## Task brief
Omit pictures and quote the listing below line by line, from its start through the line that holds "string; value: string".

## Data segment

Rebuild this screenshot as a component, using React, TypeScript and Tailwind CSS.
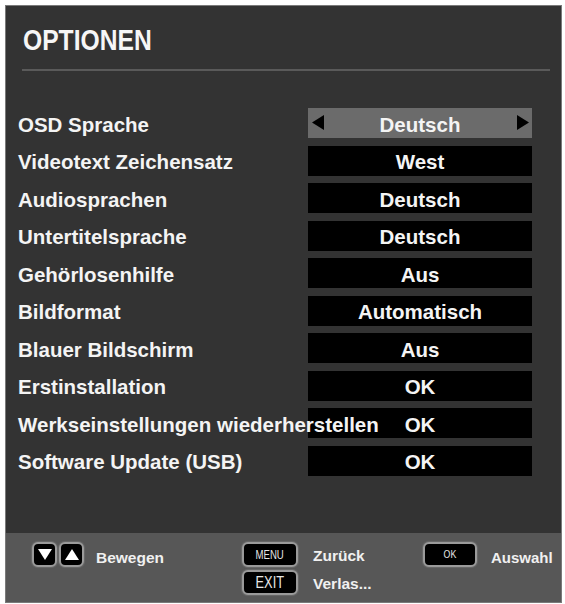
import React from "react";

type Row = { label: string; value: string };

const rows: Row[] = [
  { label: "OSD Sprache", value: "Deutsch" },
  { label: "Videotext Zeichensatz", value: "West" },
  { label: "Audiosprachen", value: "Deutsch" },
  { label: "Untertitelsprache", value: "Deutsch" },
  { label: "Gehörlosenhilfe", value: "Aus" },
  { label: "Bildformat", value: "Automatisch" },
  { label: "Blauer Bildschirm", value: "Aus" },
  { label: "Erstinstallation", value: "OK" },
  { label: "Werkseinstellungen wiederherstellen", value: "OK" },
  { label: "Software Update (USB)", value: "OK" },
];

function Triangle({ dir, className }: { dir: "left" | "right" | "up" | "down"; className?: string }) {
  const points = {
    left: "10,0 10,13 0,6.5",
    right: "0,0 0,13 10,6.5",
    up: "6.5,0 13,11 0,11",
    down: "0,0 13,0 6.5,11",
  }[dir];
  const box = dir === "left" || dir === "right" ? "0 0 10 13" : "0 0 13 11";
  return (
    <svg viewBox={box} preserveAspectRatio="none" className={className}>
      <polygon points={points} fill="currentColor" />
    </svg>
  );
}

function OptionRow({ row, selected }: { row: Row; selected: boolean }) {
  return (
    <div className="flex h-[30px] items-center">
      <span className="relative z-10 w-[290px] whitespace-nowrap pt-[4px] text-[20.5px] font-bold leading-none text-[#f4f4f4]">
        {row.label}
      </span>
      <div
        className={
          selected
            ? "relative flex h-[30px] w-[224px] items-center justify-center bg-[#6b6b6b]"
            : "flex h-[30px] w-[224px] items-center justify-center bg-black"
        }
      >
        {selected && (
          <Triangle dir="left" className="absolute left-[4px] top-[7px] h-[15px] w-[12px] text-black" />
        )}
        <span className="pt-[4px] text-[20.5px] font-bold leading-none text-[#f4f4f4]">{row.value}</span>
        {selected && (
          <Triangle dir="right" className="absolute right-[3px] top-[7px] h-[15px] w-[12px] text-black" />
        )}
      </div>
    </div>
  );
}

function KeyCap({ children, className }: { children: React.ReactNode; className: string }) {
  return (
    <div
      className={`flex items-center justify-center rounded-[6px] border-2 border-[#9a9a9a] bg-black text-[#e6e6e6] shadow-[0_0_1px_1px_#6a6a6a] ${className}`}
    >
      {children}
    </div>
  );
}

export default function App() {
  return (
    <div className="h-[604px] w-[565px] bg-white pl-[5px] pt-[5px] font-['Liberation_Sans',Arial,sans-serif]">
      <div className="flex h-[598px] w-[557px] flex-col border border-[#7a7a7a] bg-[#333333]">
        <div className="flex-1">
          <h1 className="origin-left scale-x-[0.85] pl-[20px] pt-[20px] text-[29px] font-bold leading-none text-[#f6f6f6]">
            OPTIONEN
          </h1>
          <div className="ml-[16px] mt-[14px] h-[2px] w-[528px] bg-[#5a5a5a]" />
          <div className="mt-[37px] flex flex-col gap-[7.5px] pl-[12px]">
            {rows.map((row, i) => (
              <OptionRow key={row.label} row={row} selected={i === 0} />
            ))}
          </div>
        </div>
        <div className="flex h-[69px] bg-[#575757] pl-[26px] pt-[9px]">
          <div className="flex w-[210px] items-start">
            <KeyCap className="h-[25px] w-[25px]">
              <Triangle dir="down" className="h-[11px] w-[14px] text-white" />
            </KeyCap>
            <KeyCap className="ml-[2px] h-[25px] w-[25px]">
              <Triangle dir="up" className="h-[11px] w-[14px] text-white" />
            </KeyCap>
            <span className="ml-[12px] mt-[8px] text-[15.5px] font-bold leading-none text-[#f0f0f0]">Bewegen</span>
          </div>
          <div className="flex w-[181px] flex-col gap-[3px]">
            <div className="flex items-center">
              <KeyCap className="h-[25px] w-[56px]">
                <span className="scale-x-[0.8] text-[12px] leading-none">MENU</span>
              </KeyCap>
              <span className="ml-[15px] pt-[2px] text-[15.5px] font-bold leading-none text-[#f0f0f0]">Zurück</span>
            </div>
            <div className="flex items-center">
              <KeyCap className="h-[25px] w-[56px]">
                <span className="scale-x-[0.8] text-[16px] leading-none">EXIT</span>
              </KeyCap>
              <span className="ml-[15px] pt-[2px] text-[15.5px] font-bold leading-none text-[#f0f0f0]">Verlas...</span>
            </div>
          </div>
          <div className="flex items-start">
            <KeyCap className="h-[25px] w-[54px]">
              <span className="scale-x-[0.8] text-[11px] leading-none">OK</span>
            </KeyCap>
            <span className="ml-[14px] mt-[8px] text-[15px] font-bold leading-none text-[#f0f0f0]">Auswahl</span>
          </div>
        </div>
      </div>
    </div>
  );
}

## Final answer
Rebuild this screenshot as a component, using React, TypeScript and Tailwind CSS.
import React from "react";

type Row = { label: string; value: string };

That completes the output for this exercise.